Charlie takes a pill, and immediately begins to show signs of intelligence. He teaches himself Mandarin using an audio book (“I just realized I have two ears,” he tells Dennis), and refuses to kill a giant rat Dee finds in the bar. That means it’s up to the rest of the gang, and they use the opportunity to demonstrate their wit. Mac’s strategy is to bash the rat with a baseball bat wrapped in chains, but Dennis sees the process as a seduction and takes a more cerebral approach. He puts on romanitc music (“You’re The Inspiration” by Chicago) and baits a glue trap with brie cheese. For a weird moment, Mac looks like he’s trying to kiss Dennis, but soon Dee enters with an even better idea—she’s got an “ultrasonic rodent repellent” device, and she plans to obliterate the rat’s ear drums. All three put their plans in motion, and when Dee sticks her hand in the wall to set the repellent, her hand gets stuck in Dennis’ glue trap as the rat escapes.

Meanwhile, Charlie’s brain power seemingly keeps increasing. He plays chess with one of the scientists and posits that Stephen Hawking is “more Lady Gaga than Johann Sebastian Bach,” and rejects Frank when he wants to watch a Police Academy movie as part of “Gruesome Twosome Tuesday.” Instead, he continues to read and devise mathematical formulas and win at chess. Frank grows desperate, and pays the waitress $500 to have lunch with Charlie in an attempt to bring him back to earth. As he tells the rest of the gang, Charlie is their foundation, and the foundation belongs on the bottom. But Charlie is alarmed by the waitress’ stupidity, and begins to experience more side effects of the pill, including sharp pains in his head and complete numbness of the legs.

Back at Paddy’s, Mac tries to get Dee’s hand out of the wall using gasoline to melt the glue, but the gang gets distracted and starts huffing gasoline instead. Frank finds them watching cartoons to see how the cats deal with mice, but when he tries to enlist them to help Charlie, they show no willingness to get off the floor. Finally, Frank asks Dee if she’s holding on to the trap, and with amazement in her eyes, she releases it and pulls her hand out of the wall.

The two scientists are pleased with Charlie’s progress, and they call in their colleagues to show off the results. The gang shows up at the classroom, and are shocked when Charlie rolls out on an old-fashioned wooden wheelchair, with a blanket across his legs, speaking in an accent. He has an invention he wants to unveil, but not before he blusters about what it will mean to mankind. He thinks it will help, but then again, he says with a sinister grin, “the good of the scorpion is not the good of the frog.” With a flourish, he whips the white cloth off his contraption, and reveals the fruit of his genius: A box with a few wires that allows spiders to speak on the phone to cats.

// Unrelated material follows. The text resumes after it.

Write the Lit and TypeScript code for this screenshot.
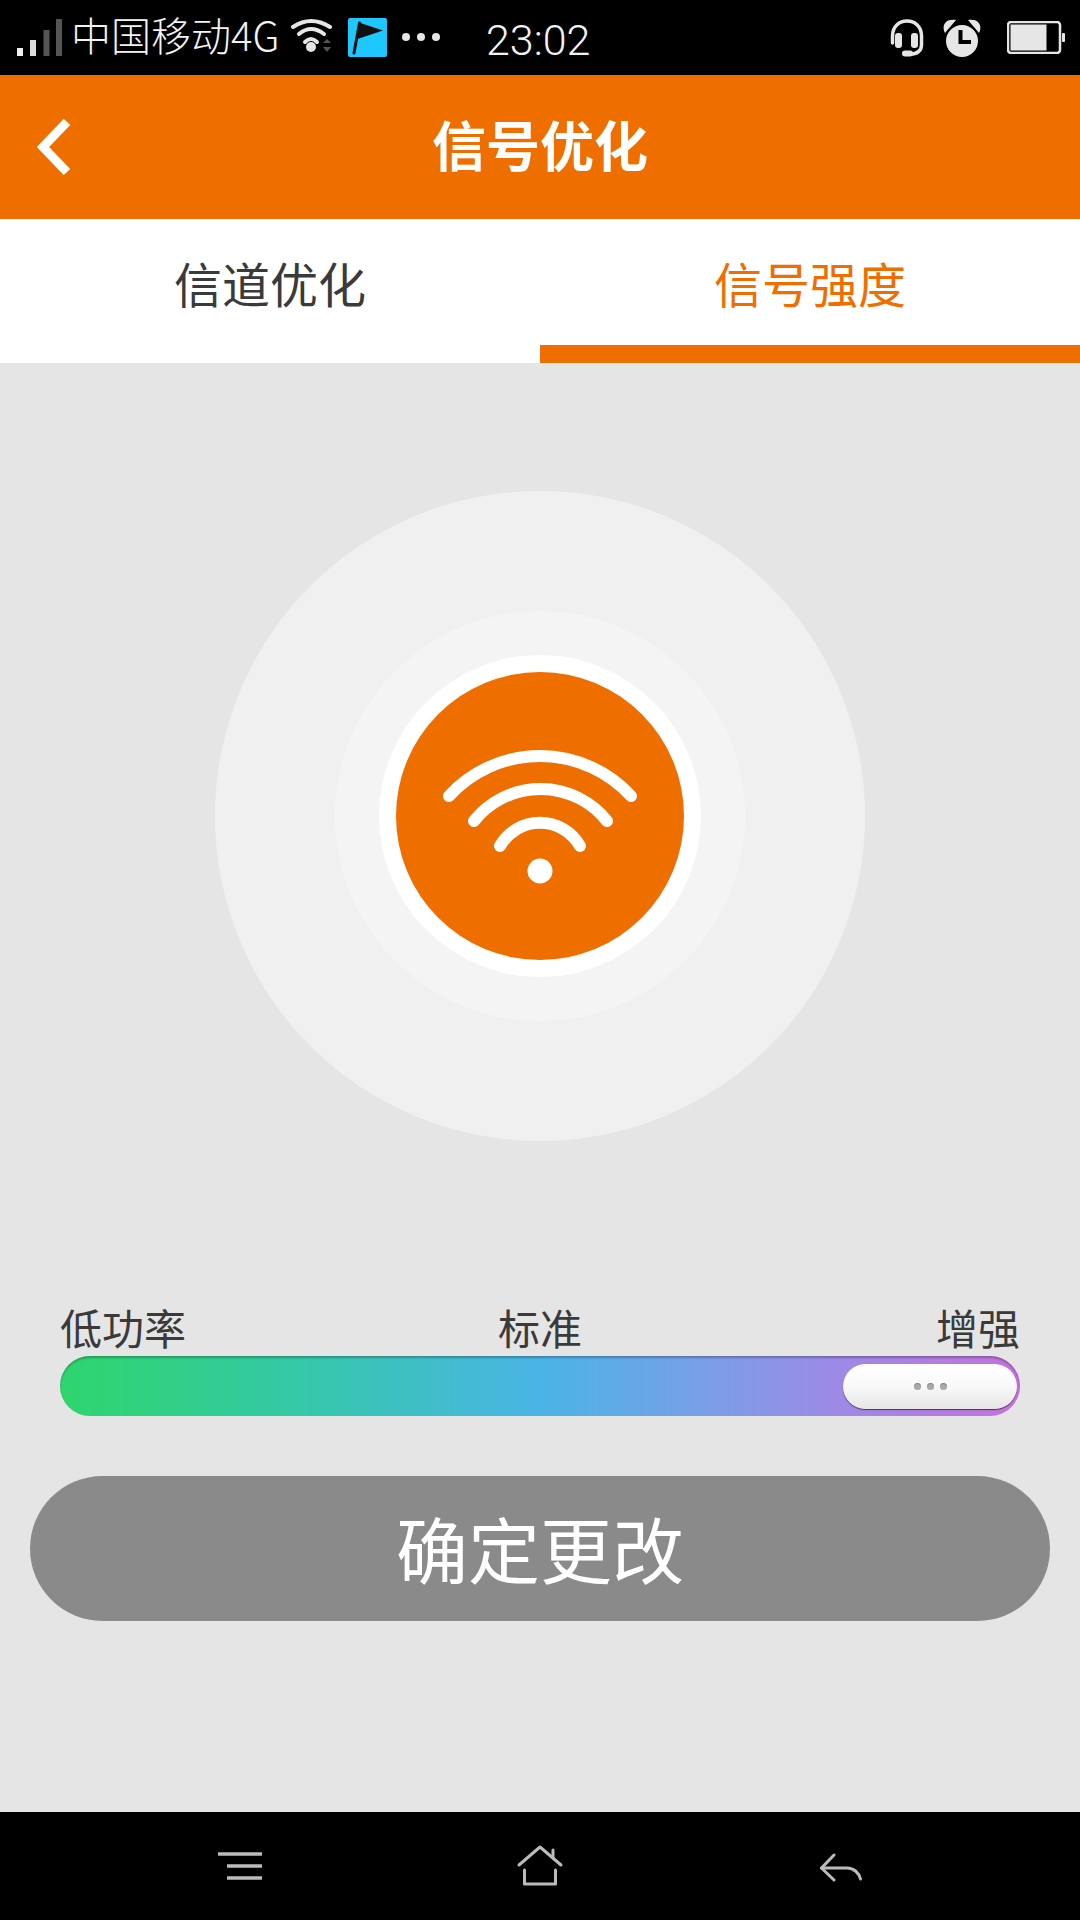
import { LitElement, css, html, svg } from "lit";
import { customElement } from "lit/decorators.js";

const signalIcon = html`<svg class="ic signal" width="46" height="38" viewBox="0 0 46 38">
  ${[
    [0, 29, "#f0f0f0"],
    [13, 21, "#dddddd"],
    [26.5, 11, "#555555"],
    [39, 0, "#555555"],
  ].map(([x, y, c]) => svg`<rect x=${x} y=${y} width="6" height=${37 - (y as number)} fill=${c}></rect>`)}
</svg>`;

const wifiSmall = html`<svg class="ic wifi-small" width="44" height="36" viewBox="0 0 44 36">
  <g fill="none" stroke="#e6e6e6" stroke-width="4" stroke-linecap="round">
    <path d="M3 9Q21 -3 40 9" />
    <path d="M9 16Q21 6 34 16" />
    <path d="M15 24Q21 18 27 24" />
  </g>
  <circle cx="21" cy="29" r="5" fill="#e6e6e6" />
  <path d="M33 25L41 25L37 21ZM33 29L41 29L37 34Z" fill="#555" />
</svg>`;

const flagIcon = html`<svg class="ic flag" width="39" height="39" viewBox="0 0 39 39">
  <rect width="39" height="39" rx="2" fill="#1ec8ff" />
  <path d="M11 4.5L35 12.5L9.5 21Z" fill="#111" />
  <path d="M11.5 5L6 35" stroke="#111" stroke-width="3" stroke-linecap="round" />
</svg>`;

const dotsIcon = html`<svg class="ic dots" width="40" height="10" viewBox="0 0 40 10">
  <circle cx="5" cy="5" r="4" fill="#e6e6e6" />
  <circle cx="20" cy="5" r="4" fill="#e6e6e6" />
  <circle cx="35" cy="5" r="4" fill="#e6e6e6" />
</svg>`;

const headsetIcon = html`<svg width="34" height="38" viewBox="0 0 34 38">
  <path
    d="M2.500 24V17C2.500 -3 31.500 -3 31.500 17V26C31.500 32 27 35 20 35"
    fill="none"
    stroke="#e6e6e6"
    stroke-width="3.500"
    stroke-linecap="round"
  />
  <rect x="5" y="14" width="7" height="15" rx="3" fill="#e6e6e6" />
  <rect x="21" y="14" width="7" height="15" rx="3" fill="#e6e6e6" />
  <rect x="12" y="31.500" width="11" height="6" rx="3" fill="#e6e6e6" />
</svg>`;

const alarmIcon = html`<svg width="40" height="38" viewBox="0 0 40 38">
  <path d="M3 14C-1 6 4 -1 14 1ZM37 14C41 6 36 -1 26 1Z" fill="#e6e6e6" />
  <circle cx="20" cy="22" r="17" fill="#e6e6e6" stroke="#000" stroke-width="2" />
  <path d="M18.500 11V23H29" fill="none" stroke="#000" stroke-width="4" />
</svg>`;

const batteryIcon = html`<svg width="58" height="33" viewBox="0 0 58 33">
  <rect x="1" y="1" width="52" height="31" rx="3" fill="none" stroke="#e6e6e6" stroke-width="2.5" />
  <rect x="3.5" y="3.5" width="36" height="26" fill="#e6e6e6" />
  <rect x="55" y="12" width="3" height="9" rx="1" fill="#e6e6e6" />
</svg>`;

const backIcon = html`<svg width="36" height="56" viewBox="0 0 36 56">
  <path d="M31 3L7 28L31 53" fill="none" stroke="#fff" stroke-width="9" />
</svg>`;

const wifiBig = html`<svg width="288" height="288" viewBox="0 0 288 288">
  <g fill="none" stroke="#fff" stroke-width="12" stroke-linecap="round">
    <path d="M53 124A123.500 123.500 0 0 1 235 124" />
    <path d="M78 149A85 85 0 0 1 211 149" />
    <path d="M104 174A46 46 0 0 1 184 174" />
  </g>
  <circle cx="144" cy="199" r="12.5" fill="#fff" />
</svg>`;

const menuIcon = html`<svg width="48" height="30" viewBox="0 0 48 30">
  <g stroke="#bbb" stroke-width="3.5">
    <path d="M2 3H46" />
    <path d="M11 15H46" />
    <path d="M11 27H46" />
  </g>
</svg>`;

const homeIcon = html`<svg width="52" height="46" viewBox="0 0 52 46">
  <g fill="none" stroke="#bbb" stroke-width="3" stroke-linecap="round" stroke-linejoin="round">
    <path d="M5 22L26 4L47 22" />
    <path d="M39 7V15" />
    <path d="M10.500 27V41H41.500V27" />
  </g>
</svg>`;

const navBackIcon = html`<svg width="48" height="32" viewBox="0 0 48 32">
  <g fill="none" stroke="#bbb" stroke-width="3" stroke-linecap="round" stroke-linejoin="round">
    <path d="M18 5L5.500 18L18 30" />
    <path d="M5.500 18H31C38 18 43 23 44.500 29" />
  </g>
</svg>`;

@customElement("app-root")
export class AppRoot extends LitElement {
  static styles = css`
    :host {
      display: block;
      width: 1080px;
      height: 1920px;
      font-family: "Noto Sans CJK SC", "Liberation Sans", sans-serif;
      background: #e5e5e5;
    }

    .page {
      display: flex;
      flex-direction: column;
      height: 1920px;
    }

    svg {
      display: block;
      flex: none;
    }

    .status {
      display: flex;
      align-items: center;
      height: 75px;
      background: #000;
      color: #f2f2f2;
      padding: 0 15px 0 17px;
      flex: none;
    }
    .signal {
      margin-right: 8px;
    }
    .carrier {
      font-size: 40px;
      font-weight: 300;
      width: 209px;
      white-space: nowrap;
      padding-bottom: 7px;
    }
    .wifi-small {
      margin-left: 10px;
      margin-top: -4px;
    }
    .flag {
      margin-left: 14px;
    }
    .dots {
      margin-left: 14px;
      margin-top: -2px;
    }
    .time {
      margin-left: 45px;
      font-family: Roboto, "Liberation Sans", sans-serif;
      font-weight: 300;
      font-size: 43px;
      padding-top: 5px;
    }
    .status-right {
      display: flex;
      align-items: center;
      margin-left: auto;
    }
    .headset {
      margin-right: 18px;
    }
    .alarm {
      margin-right: 25px;
    }

    .header {
      display: grid;
      grid-template-columns: 1fr auto 1fr;
      align-items: center;
      height: 144px;
      background: #ef6e00;
      color: #fff;
      flex: none;
    }
    .back {
      padding-left: 36px;
    }
    .title {
      font-size: 54px;
      font-weight: 700;
      padding-bottom: 7px;
    }

    .tabs {
      display: flex;
      height: 144px;
      background: #fff;
      flex: none;
    }
    .tab {
      flex: 1;
      display: flex;
      align-items: center;
      justify-content: center;
      font-size: 48px;
      color: #3a3a3a;
      border-bottom: 18px solid transparent;
    }
    .tab.active {
      color: #ef6e00;
      border-bottom-color: #ef6e00;
    }

    .content {
      flex: 1;
      display: flex;
      flex-direction: column;
      align-items: center;
      padding-top: 128px;
    }

    .circle {
      display: flex;
      align-items: center;
      justify-content: center;
      border-radius: 50%;
      flex: none;
    }
    .outer {
      width: 650px;
      height: 650px;
      background: #f0f0f0;
    }
    .middle {
      width: 410px;
      height: 410px;
      background: #f4f4f4;
    }
    .ring {
      width: 322px;
      height: 322px;
      background: #fff;
    }
    .core {
      width: 288px;
      height: 288px;
      background: #ef6e00;
    }

    .levels {
      width: 960px;
      margin-top: 157px;
      display: flex;
      flex-direction: column;
    }
    .labels {
      display: grid;
      grid-template-columns: 1fr auto 1fr;
      font-size: 42px;
      line-height: 58px;
      color: #3a3a3a;
    }
    .labels span:last-child {
      text-align: right;
    }
    .track {
      height: 60px;
      border-radius: 30px;
      background: linear-gradient(90deg, #2ed56c 0%, #35c8a8 25%, #4ab4e6 50%, #7c9ee6 68%, #a088e6 82%, #c473dc 100%);
      box-shadow: inset 0 2px 2px rgba(0, 0, 0, 0.25);
      display: flex;
      align-items: center;
      justify-content: flex-end;
      padding-right: 3px;
    }
    .knob {
      width: 174px;
      height: 45px;
      border-radius: 23px;
      background: linear-gradient(180deg, #fff 0%, #fafafa 45%, #e6e6e6 100%);
      box-shadow: 0 1px 1px rgba(40, 40, 40, 0.8);
      display: flex;
      align-items: center;
      justify-content: center;
      gap: 6px;
      margin-right: 0;
    }
    .knob span {
      width: 7px;
      height: 7px;
      border-radius: 50%;
      background: #aaa;
      box-shadow: inset 0 1px 1px rgba(0, 0, 0, 0.25);
    }

    .confirm {
      width: 1020px;
      height: 145px;
      margin-top: 60px;
      border-radius: 73px;
      background: #8a8a8a;
      color: #fff;
      font-size: 72px;
      padding-bottom: 5px;
      box-sizing: border-box;
      display: flex;
      align-items: center;
      justify-content: center;
    }

    .nav {
      display: grid;
      grid-template-columns: repeat(3, 300px);
      justify-content: center;
      justify-items: center;
      align-items: center;
      height: 108px;
      background: #000;
      flex: none;
    }
  `;

  render() {
    return html`
      <div class="page">
        <div class="status">
          ${signalIcon}
          <span class="carrier">中国移动4G</span>
          ${wifiSmall} ${flagIcon} ${dotsIcon}
          <span class="time">23:02</span>
          <div class="status-right">
            <div class="headset">${headsetIcon}</div>
            <div class="alarm">${alarmIcon}</div>
            ${batteryIcon}
          </div>
        </div>

        <div class="header">
          <div class="back">${backIcon}</div>
          <div class="title">信号优化</div>
        </div>

        <div class="tabs">
          <div class="tab">信道优化</div>
          <div class="tab active">信号强度</div>
        </div>

        <div class="content">
          <div class="circle outer">
            <div class="circle middle">
              <div class="circle ring">
                <div class="circle core">${wifiBig}</div>
              </div>
            </div>
          </div>

          <div class="levels">
            <div class="labels">
              <span>低功率</span>
              <span>标准</span>
              <span>增强</span>
            </div>
            <div class="track">
              <div class="knob"><span></span><span></span><span></span></div>
            </div>
          </div>

          <div class="confirm">确定更改</div>
        </div>

        <div class="nav">
          ${menuIcon} ${homeIcon} ${navBackIcon}
        </div>
      </div>
    `;
  }
}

That’s when the scientists reveal their own findings: Charlie’s intelligence hasn’t increased at all. In fact, the pill they gave him was nothing but a placebo. The only thing that actually changed was his level of arrogance, which they display on a line graph rising in comparison to his flat-line brain power. Charlie convinced himself he could read Tolstoy, learn Mandarin and become a chess master and inventor in a matter of three days. When the realization hits, Charlie tries to maintain some dignity by delivering a pompous pronouncement to the gathered scientists: “I believe I was having the plee-see-bee effect.”

The gang all agrees that the word sounds funny, and they march out to watch Police Academy (to the tune of the Police Academy theme song, no less), content that Charlie Kelly is once more the idiotic king of the rats.

It’s Always Sunny works best when an episode’s focus centers on either Charlie or Dennis, and it’s no surprise that “Flowers for Charlie” turned out to be the best episode of the season to date. There’s no weak link on the show, but those two are the darkest and funniest characters, and the really transcendent episodes always have one of the two at their core. It’s not a complex formula—put them in a strange environment, give their personalities room to go crazy, and let them devise the means of their own failure. Charlie’s willingness to believe he was becoming a genius paid hysterical dividends, and there was never a doubt that it would end as it began; with nothing learned, and nothing gained.